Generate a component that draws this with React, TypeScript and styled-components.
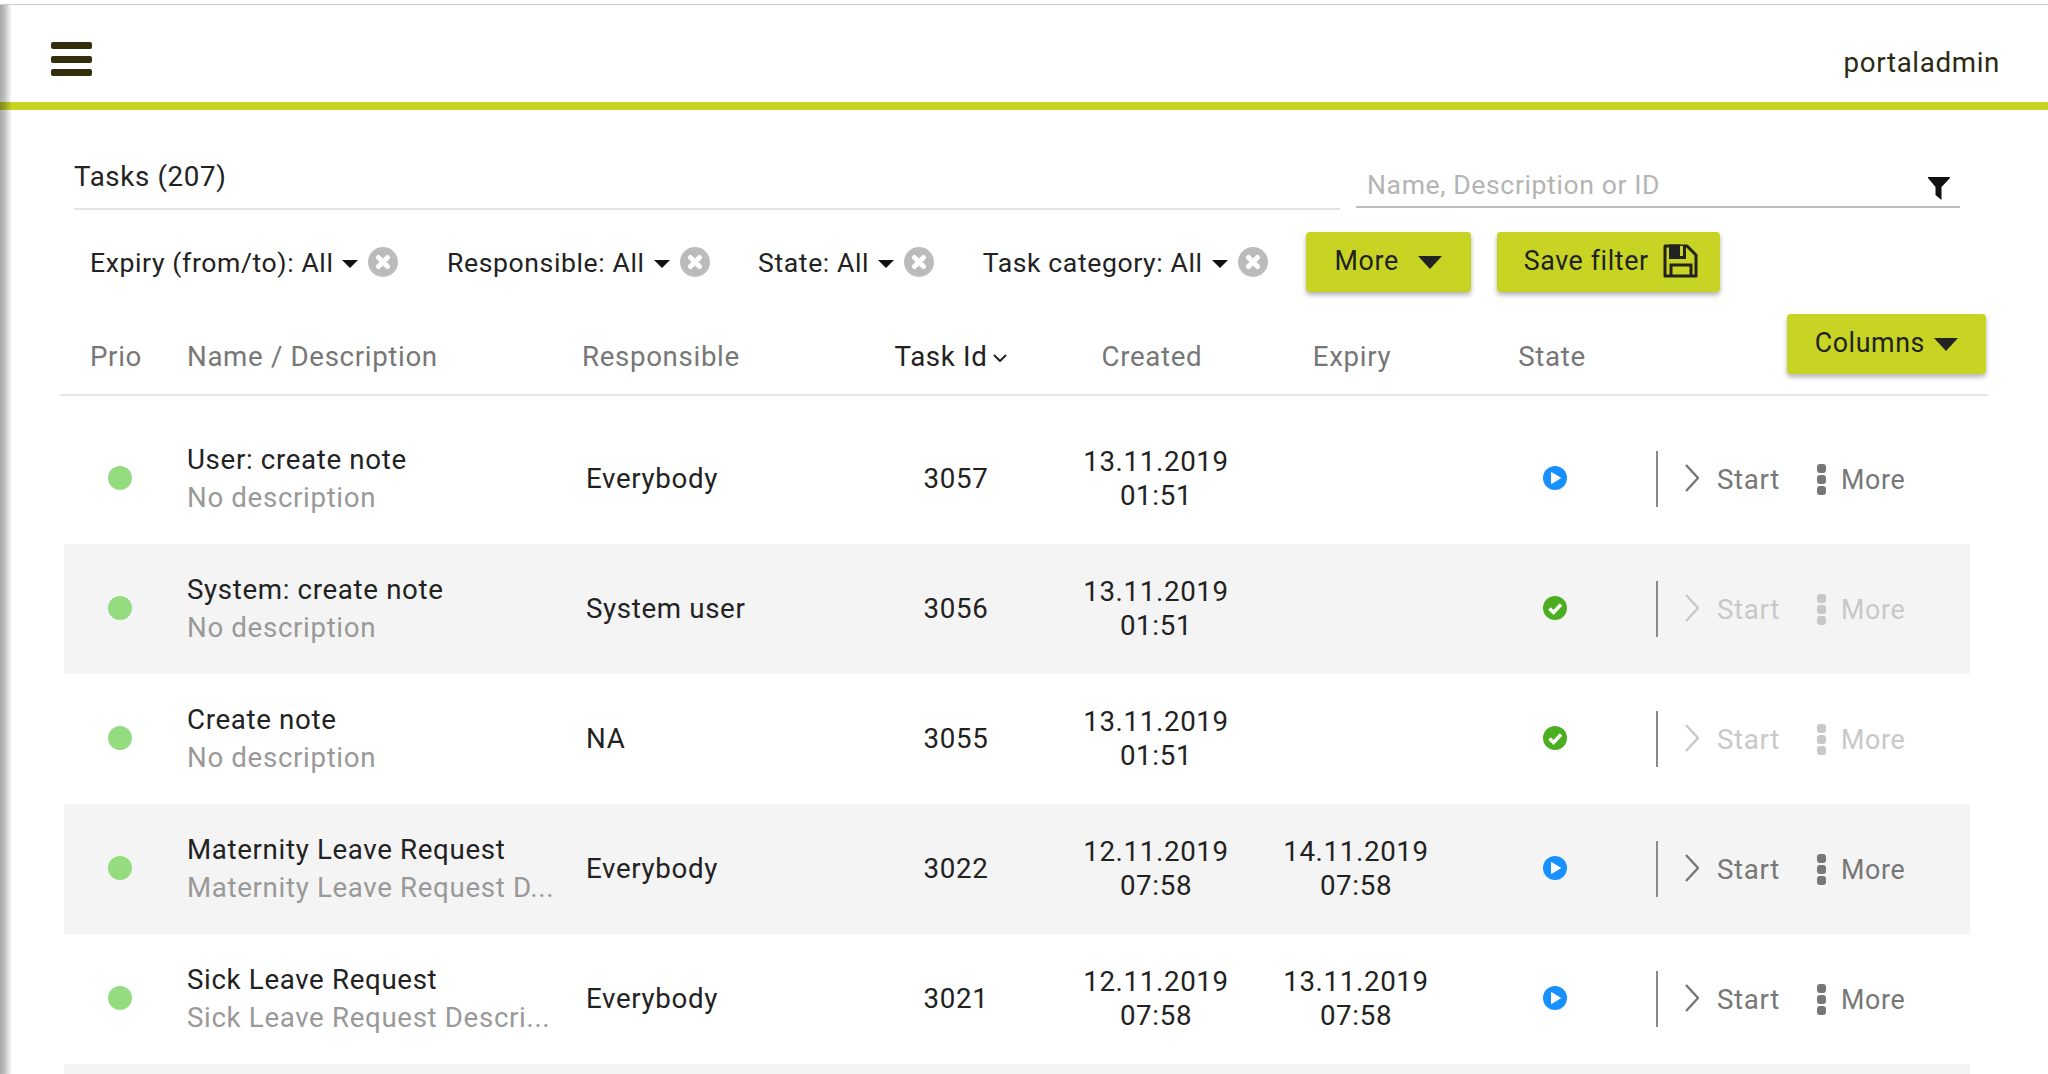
import styled, { createGlobalStyle } from "styled-components"

const GlobalStyle = createGlobalStyle`
  html, body {
    margin: 0;
    padding: 0;
    background: #fff;
    font-family: Roboto, "Liberation Sans", sans-serif;
    color: #222;
  }
`

const Page = styled.div`
  position: relative;
  height: 1074px;
  overflow: hidden;
  &::before {
    content: "";
    position: absolute;
    top: 5px;
    bottom: 0;
    left: 0;
    width: 12px;
    background: linear-gradient(90deg, rgba(0, 0, 0, 0.34), rgba(0, 0, 0, 0.26) 35%, rgba(0, 0, 0, 0));
  }
`

const Header = styled.header`
  display: flex;
  align-items: center;
  justify-content: space-between;
  box-sizing: border-box;
  height: 106px;
  margin-top: 4px;
  padding: 0 48px 0 51px;
  border-top: 1px solid #ccc;
  border-bottom: 8px solid #c8d424;
`

const Burger = styled.div`
  display: flex;
  flex-direction: column;
  gap: 6.5px;
  width: 41px;
  margin-top: 11px;
  span {
    height: 7px;
    border-radius: 2px;
    background: #332f0d;
  }
`

const UserName = styled.div`
  margin-top: 17px;
  font-size: 27.7px;
  letter-spacing: 0.65px;
  color: #2b2a12;
`

const TitleRow = styled.div`
  display: flex;
  gap: 16px;
  margin: 40px 88px 0 74px;
`

const Title = styled.div`
  flex: 1;
  box-sizing: border-box;
  height: 60px;
  font-size: 27.7px;
  line-height: 54px;
  letter-spacing: 0.65px;
  border-bottom: 2px solid #e4e4e4;
`

const Search = styled.div`
  display: flex;
  justify-content: space-between;
  box-sizing: border-box;
  width: 604px;
  height: 58px;
  padding: 20px 10px 0 11px;
  border-bottom: 2px solid #bbb;
  font-size: 26.6px;
  line-height: 30px;
  letter-spacing: 0.6px;
  color: #b4b4b4;
  svg {
    margin-top: 7px;
  }
`

const FilterBar = styled.div`
  display: flex;
  align-items: center;
  height: 60px;
  margin: 22px 0 0 90px;
`

const FilterList = styled.div`
  display: flex;
  align-items: center;
  gap: 48.5px;
  margin-right: 38px;
`

const Filter = styled.div`
  display: flex;
  align-items: center;
  font-size: 26.6px;
  letter-spacing: 0.6px;
`

const SmallCaret = styled.span`
  width: 0;
  height: 0;
  margin: 3px 10px 0 9px;
  border-left: 8px solid transparent;
  border-right: 8px solid transparent;
  border-top: 8px solid #111;
`

const Button = styled.button<{ $gap: number; $pad: number }>`
  display: inline-flex;
  align-items: center;
  gap: ${p => p.$gap}px;
  box-sizing: border-box;
  height: 60px;
  padding: 0 ${p => p.$pad}px 3px;
  border: 0;
  border-radius: 4px;
  background: #c8d424;
  box-shadow: 0 3px 5px rgba(0, 0, 0, 0.3);
  font: inherit;
  font-size: 26.8px;
  letter-spacing: 0.6px;
  color: #222;
`

const ButtonCaret = styled.span`
  width: 0;
  height: 0;
  margin-top: 4px;
  border-left: 12px solid transparent;
  border-right: 12px solid transparent;
  border-top: 13px solid #222;
`

const SaveButton = styled(Button)`
  margin-left: 26px;
  padding-right: 22px;
`

const Table = styled.div`
  margin: 22px 60px 0;
`

const HeadRow = styled.div`
  display: grid;
  grid-template-columns: 127px 395px 269px 200px 200px 200px 200px 1fr;
  box-sizing: border-box;
  height: 82px;
  border-bottom: 2px solid #e6e6e6;
`

const HeadCell = styled.div<{ $center?: boolean; $active?: boolean; $pad?: number }>`
  padding-top: 28px;
  padding-left: ${p => p.$pad ?? 0}px;
  font-size: 27.7px;
  line-height: 30px;
  letter-spacing: 0.65px;
  text-align: ${p => (p.$center ? "center" : "left")};
  color: ${p => (p.$active ? "#222" : "#777")};
  svg {
    margin-left: 6px;
    vertical-align: 4px;
  }
`

const ColumnsCell = styled.div`
  display: flex;
  justify-content: flex-end;
  padding-right: 2px;
`

const Rows = styled.div`
  width: 1906px;
  margin: 18px 0 0 4px;
`

const Row = styled.div<{ $striped: boolean }>`
  display: grid;
  grid-template-columns: 123px 399px 269px 200px 200px 200px 200px 1fr;
  align-items: center;
  height: 130px;
  background: ${p => (p.$striped ? "#f4f4f4" : "#fff")};
  font-size: 27.7px;
  letter-spacing: 0.65px;
`

const PrioDot = styled.span`
  display: block;
  width: 24px;
  height: 24px;
  margin: -2px 0 0 44px;
  border-radius: 50%;
  background: #95dc80;
`

const NameCell = styled.div`
  min-width: 0;
  line-height: 38px;
`

const RowName = styled.div`
  white-space: nowrap;
`

const RowDesc = styled.div`
  white-space: nowrap;
  color: #999;
`

const RespCell = styled.div`
  margin-top: -2px;
`

const CenterCell = styled.div`
  display: flex;
  justify-content: center;
  padding-left: 2px;
  text-align: center;
  line-height: 34px;
`

const StateCell = styled(CenterCell)`
  padding-left: 0;
  svg {
    margin-top: -2px;
  }
`

const Actions = styled.div<{ $disabled: boolean }>`
  display: flex;
  align-items: center;
  height: 56px;
  margin-left: 1px;
  padding-left: 27px;
  border-left: 2px solid #8a8a8a;
  color: ${p => (p.$disabled ? "#c8c8c8" : "#777")};
  > svg {
    margin-top: -3px;
  }
`

const ActionLabel = styled.span`
  margin-left: 18px;
  margin-right: 37px;
`

const MoreLabel = styled.span`
  margin-left: 15px;
  padding-top: 2px;
  font-size: 26.8px;
`

const Dots = styled.div`
  display: flex;
  flex-direction: column;
  gap: 2px;
  span {
    width: 9px;
    height: 9px;
    border-radius: 3px;
    background: currentColor;
  }
`

const CloseIcon = () => (
  <svg width="30" height="30" viewBox="0 0 30 30">
    <circle cx="15" cy="15" r="15" fill="#bbb" />
    <path d="M10.5 10.5l9 9M19.5 10.5l-9 9" stroke="#fff" strokeWidth="5" strokeLinecap="round" />
  </svg>
)

const FunnelIcon = () => (
  <svg width="22" height="23" viewBox="0 0 22 23">
    <path d="M0 0h22v1l-8.5 9v13l-6-5V10L0 1z" fill="#111" />
  </svg>
)

const SaveIcon = () => (
  <svg width="35" height="34" viewBox="0 0 35 34" fill="none" stroke="#222" strokeWidth="3">
    <path d="M2 2h22l9 9v21H2z" strokeLinejoin="round" />
    <path d="M7.5 2v11.5h14V2" fill="#c8d424" />
    <path d="M7.5 2h8v11.5h-8z" fill="#222" />
    <path d="M8 32V21h20v11" />
  </svg>
)

const SortIcon = () => (
  <svg width="14" height="8" viewBox="0 0 14 8" fill="none">
    <path d="M1 1l6 6 6-6" stroke="#222" strokeWidth="2" />
  </svg>
)

const StateIcon = ({ state }: { state: string }) =>
  state === "running" ? (
    <svg width="24" height="24" viewBox="0 0 24 24">
      <circle cx="12" cy="12" r="12" fill="#1890ff" />
      <path d="M8.5 6.5L17.5 12l-9 5.5z" fill="#fff" stroke="#fff" strokeLinejoin="round" />
    </svg>
  ) : (
    <svg width="24" height="24" viewBox="0 0 24 24">
      <circle cx="12" cy="12" r="12" fill="#4bae20" />
      <path d="M6.5 12.5l4 4 7.5-8" fill="none" stroke="#fff" strokeWidth="3.4" />
    </svg>
  )

const Chevron = () => (
  <svg width="14" height="28" viewBox="0 0 14 28" fill="none">
    <path d="M1 1l12 13L1 27" stroke="currentColor" strokeWidth="2.4" />
  </svg>
)

const filters = ["Expiry (from/to): All", "Responsible: All", "State: All", "Task category: All"]

const tasks = [
  { name: "User: create note", desc: "No description", resp: "Everybody", id: "3057", created: ["13.11.2019", "01:51"], expiry: null, state: "running" },
  { name: "System: create note", desc: "No description", resp: "System user", id: "3056", created: ["13.11.2019", "01:51"], expiry: null, state: "done" },
  { name: "Create note", desc: "No description", resp: "NA", id: "3055", created: ["13.11.2019", "01:51"], expiry: null, state: "done" },
  { name: "Maternity Leave Request", desc: "Maternity Leave Request D...", resp: "Everybody", id: "3022", created: ["12.11.2019", "07:58"], expiry: ["14.11.2019", "07:58"], state: "running" },
  { name: "Sick Leave Request", desc: "Sick Leave Request Descri...", resp: "Everybody", id: "3021", created: ["12.11.2019", "07:58"], expiry: ["13.11.2019", "07:58"], state: "running" },
]

export default function App() {
  return (
    <Page>
      <GlobalStyle />
      <Header>
        <Burger>
          <span />
          <span />
          <span />
        </Burger>
        <UserName>portaladmin</UserName>
      </Header>

      <TitleRow>
        <Title>Tasks (207)</Title>
        <Search>
          <span>Name, Description or ID</span>
          <FunnelIcon />
        </Search>
      </TitleRow>

      <FilterBar>
        <FilterList>
          {filters.map(f => (
            <Filter key={f}>
              {f}
              <SmallCaret />
              <CloseIcon />
            </Filter>
          ))}
        </FilterList>
        <Button $gap={19} $pad={29}>
          More
          <ButtonCaret />
        </Button>
        <SaveButton $gap={14} $pad={27}>
          Save filter
          <SaveIcon />
        </SaveButton>
      </FilterBar>

      <Table>
        <HeadRow>
          <HeadCell $pad={30}>Prio</HeadCell>
          <HeadCell>Name / Description</HeadCell>
          <HeadCell>Responsible</HeadCell>
          <HeadCell $center $active>
            Task Id
            <SortIcon />
          </HeadCell>
          <HeadCell $center $pad={2}>Created</HeadCell>
          <HeadCell $center $pad={2}>Expiry</HeadCell>
          <HeadCell $center $pad={2}>State</HeadCell>
          <ColumnsCell>
            <Button $gap={9} $pad={28}>
              Columns
              <ButtonCaret />
            </Button>
          </ColumnsCell>
        </HeadRow>

        <Rows>
          {tasks.map((t, i) => (
            <Row key={t.id} $striped={i % 2 === 1}>
              <PrioDot />
              <NameCell>
                <RowName>{t.name}</RowName>
                <RowDesc>{t.desc}</RowDesc>
              </NameCell>
              <RespCell>{t.resp}</RespCell>
              <CenterCell>{t.id}</CenterCell>
              <CenterCell>
                <div>
                  {t.created[0]}
                  <br />
                  {t.created[1]}
                </div>
              </CenterCell>
              <CenterCell>
                {t.expiry && (
                  <div>
                    {t.expiry[0]}
                    <br />
                    {t.expiry[1]}
                  </div>
                )}
              </CenterCell>
              <StateCell>
                <StateIcon state={t.state} />
              </StateCell>
              <Actions $disabled={t.state === "done"}>
                <Chevron />
                <ActionLabel>Start</ActionLabel>
                <Dots>
                  <span />
                  <span />
                  <span />
                </Dots>
                <MoreLabel>More</MoreLabel>
              </Actions>
            </Row>
          ))}
          <Row $striped />
        </Rows>
      </Table>
    </Page>
  )
}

** DO THIS **
Find every line that has "components" in it, then return those lines.

** SOLVED PROBLEM **
Generate a component that draws this with React, TypeScript and styled-components.
import styled, { createGlobalStyle } from "styled-components"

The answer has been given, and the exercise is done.